Foto/kuva/photo: AS 2019.

Helene Gripenberg - from Lady of the Manor to Mecenat

19.11.2020 kl. 09:09
Helene Gripenberg (1851-1932) was one of the ladies of Hertonäs Manor who lived here the longest. She was born in Oulu, graduated from the Smola Institute in St. Petersburg, studied music in Dresden before becoming a piano teacher until she settled in Herttoniemi. She lived a long life, became 81 years old, and before the Civil War she had to witness the murder of her husband. She donated Hertonäs Manor in her will to its present owner, the society Svenska Odlingens Vänner i Helsinge r.f. Read more below!

The marriage between Helene Gripenberg and John Bergbom lasted for 35 years. From this time in her life we lack sources. In her memoirs that she wrote in 1931, she finishes with stating that she reconnected with her second cousin and married him. “Thus my activities got another direction and my life meaning and worth.” She mentions that John held her dear during their marriage and did his best to even her path as she entered the new household and became lady of the manor. It was no easy task - it required a good sense of organizing.  The couple remained childless, which meant that Hertonäs Manor had no heir. Their solution to this problem was to donate the manor to the society Svenska Odlingens Vänner i Helsinge that still manages the manor today. 


Helene Bergbom (née Gripenberg, 1851-1932). Photo: SOV.

Helene passed away peacefully on December 15th 1932, but her husband suffered a terrible fate fifteen years earlier. In 1917 Finland was an autonomous part of the Russian Empire and the shortage of food as well as the political uprisings had increased during the ongoing First World War. The labour movement in Finland had become more powerful not only in Finland but also in the rest of Europe. The bad blood between the classes of society, i. e. between the whites (mainly the bourgois and the peasantry) and the reds (mainly the labourers and their supporters), increased. The two Russian revolutions in 1917 also caused more instability. This eventually led to the Finnish Civil War between the reds and the whites, fought in 1918 from January 27th to May 15th. One of the victims of these unstable times was Helene’s husband. 

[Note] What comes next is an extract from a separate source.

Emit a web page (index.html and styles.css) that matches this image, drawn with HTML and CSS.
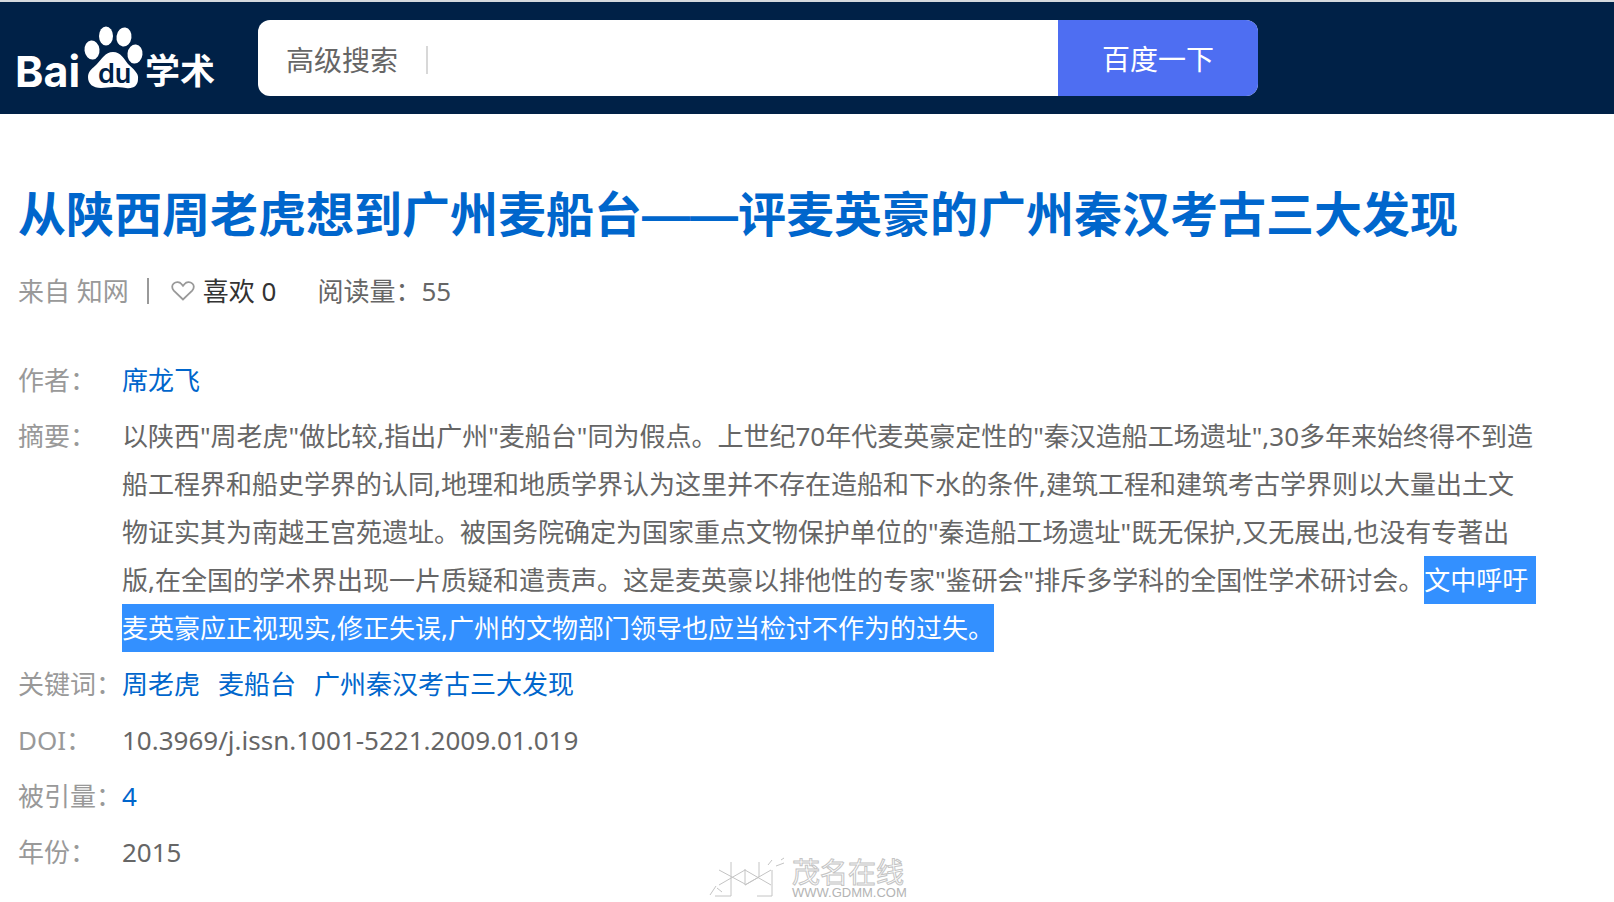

John Bergbom (1850-1917). Photo: SOV.

One morning in November 1917 the old couple sat around the breakfast table on the second floor. Suddenly armed red guards broke into the manor. A short exchange of words between John and the guards ended in the shooting of the old man, who fell to the floor and died on the spot. Helene survived physically unharmed, and later on would only talk about the occasion as “the last terrible blow” in her memoirs. The more exact notes about what actually happened that morning derives from Helene’s brother, Lennart, who has described the happenings in a memorial over John in 1931. According to Lennart John had put his hands in the pockets of his housecoat during the conversation. This had alarmed the guard to think he was grabbing a gun, so they fired a bullet against him and shot him dead. 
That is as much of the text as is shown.